With a presidential election in 2012, political parties are looking at creating competitive policies and economic reforms which are necessary to deliver any real improvement in the quality of life for the average Mexican: job creation, middle class expansion, expanded social services, poverty reduction and reduced inequality. This if done, will help drive internal competition in the market and benefit Mexico as a whole.
I would also like to throw light on America’s outward behaviour of signing treaties but not respecting them. The North American Free-Trade Agreement (NAFTA), introduced in 1994, promised Mexican and American lorry-drivers the right to roam freely in the other’s border states by 1995 and nationwide by 2000. But this has not been respected by America, and Mexican lorries are not allowed to drive into America. This, coupled with high oil prices has hurt Mexico’s export industry as transportation costs have increased. Till 2009, the deal remained on paper, maybe because the United States had organised a bail-out worth $50 billion following Mexico’s 1994 currency crunch, and Mexico did not want to spoil relationships with its neighbour. But in 2009, Mexico finally retaliated and complained to NAFTA, the NAFTA ruling which went in favour of Mexico, will be seen as an example and Mexico is likely to continue to retaliate in case America continues to break the rules.
The drug and arms violence which is causing the Mexican economy to grow more slowly than desired is financed greatly by the Americans. This hints at the covert actions by the developed nations to prevent charging of developing economies. Ernesto Cordero, the finance minister, has estimated that the violence knocks about a percentage point off Mexico’s annual growth rate.
There is also a feeling that Mexico is gradually looking at opening up its economy with entry of players like Walmart being a starting point. This might well be due to pressure put by the developed nations. However total opening up of the economy, especially during the current times when a recession seems to be looming, will not be a good move by the Mexican Government.
Let me conclude by stating some steps which if taken, might make Mexico move towards a charged economy –
- Focus on innovation leadership, rather than on low cost leadership. As seen in the case of China, low cost is not a sustainable growth strategy.

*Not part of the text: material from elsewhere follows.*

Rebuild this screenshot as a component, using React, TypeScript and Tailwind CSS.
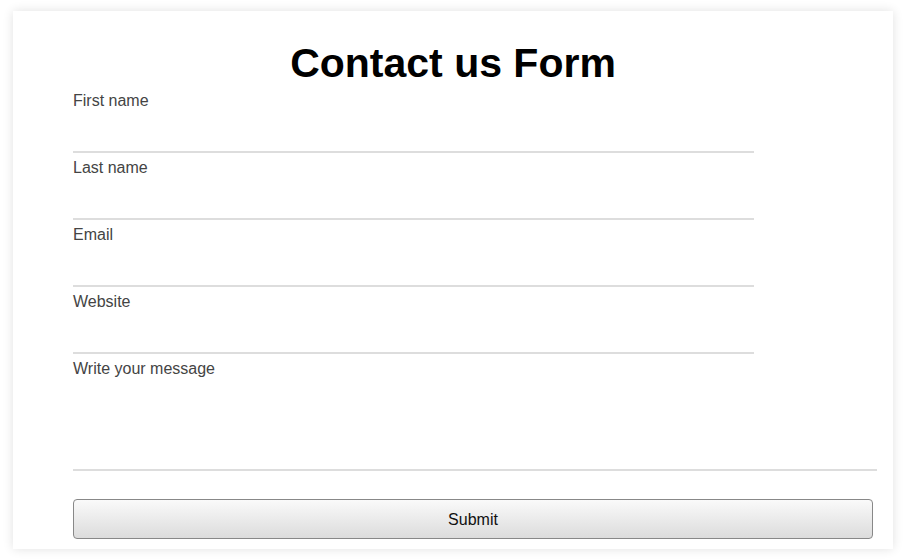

- Continue diversifying its exports and concentrate on increasing exports to other emerging economies and reducing its dependency on America as a major export hub.
- Reduce the crime rates and drug cartels – by enforcing stricter laws. This will help further increase foreign investments in the nation. However this is something that the Government alone cannot do and it needs to gather public support as well for this to happen.
- Economic reforms and policies are needed to increase internal competition and break the current monopolistic nature of its industries. This is necessary to drive innovation by market players and also in order to make services available to the public at a lower cost. Thus leading to a more equitable economy.
- While there would undoubtedly be pressures from the developed nations for Mexico to open up its economy, the Mexico Government, should not completely open up its economy until the above 4 steps have been incorporated.
The next few years are critical, as depending on what measures the Mexico Government and industry players take, will determine whether the Mexican Desert will Bloom.
Signing off, with a hope for a brighter and happier future.